Just three hours after the unmanned robot landed, it began zipping the first black-and-white images of its surroundings to Earth, 106 million miles distant at the time.

"It was so gorgeous to see the horizon in the pictures. It's what we'd been imagining for so long," said Julie Townsend, a mission avionics engineer.

The first images from Spirit show a flat, wind-scoured plain peppered with small rocks, none more than a foot high. The scene enthused scientists, eager to send the rover prospecting among the rocks for evidence that the landing site once was awash in water.

"It's all stunning, it's all new and it's all different," said Wendy Calvin, of the University of Nevada, a scientist on the mission.

Calvin added the terrain appeared flatter and featured fewer and smaller rocks than the sites that Pathfinder and, in 1976, the twin Viking landers visited.

"I see a race track where we can drive for meters and meters and meters," Calvin said.

Late Sunday, NASA successfully established a link from Earth with Spirit's high-gain antenna. That link allows NASA to shuttle data directly between Spirit and Earth at transmission rates greater than 11,000 bits per second -- about one-fifth the rate of a 56K dial-up connection to the Internet on Earth.
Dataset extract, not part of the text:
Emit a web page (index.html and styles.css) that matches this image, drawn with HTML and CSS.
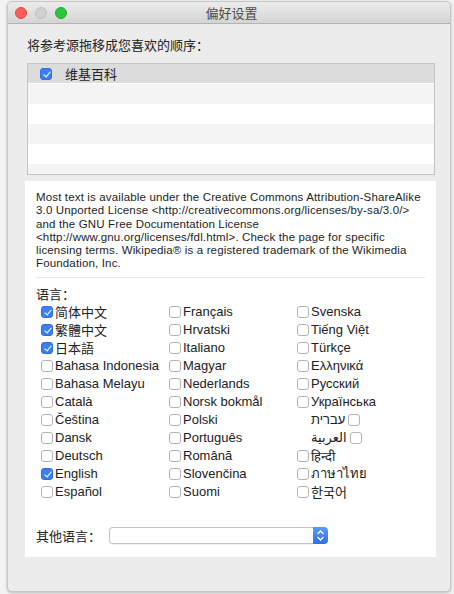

Spirit's fastest connection, at 128K, is expected to be through its UHF antenna. The antenna transmits data to the Mars Global Surveyor and 2001 Mars Odyssey spacecraft for later relay to Earth. The two satellites are in orbit around Mars.

The $820 million NASA Mars Exploration Rover project also includes a twin golf cart-sized rover, Opportunity. That robot is set to reach the opposite side of Mars from its sibling on Jan. 24.

Spirit made an apparently flawless landing in Gusev Crater, a Connecticut-sized basin scientists believe once contained a brimming lake.

There were a few minor concerns about the mission. Scientists were trying to determine whether a dark object lodged against one corner of the lander was a rock that might block the rover once it's ready to roll onto the ground. On Sunday, mission members said the object could be a dirty piece of one of the air bags that cushioned the rover's landing.

Over the next three months, the robot geologist should look for geologic evidence of past water activity in the rocks and soil it was designed to analyze with its suite of instruments. If water once filled Gusev Crater, it may have been a place suitable for life.

It was a little warmer than expected -- about 98 below zero Fahrenheit -- possibly from dust in the atmosphere that traps heat.

That meant Spirit's solar arrays were generating only 83 percent of the power expected, said Jennifer Trosper, Spirit's mission manager for surface operations.

That was plenty to conduct the mission, but could force mission managers to conserve power.

As early as Monday, Spirit could be told to raise itself up -- a two-day process -- and extend its front legs. It will take nine to 10 days before the six-wheeled robot is ready to roll off its lander and begin roaming Mars.

Spirit's successful landing bucked a trend of failed missions to Mars. Just one in three past attempts to land on the planet has succeeded. British scientists said Sunday they would keep trying to contact their probe, the Beagle 2, which was supposed to land on Mars on Christmas.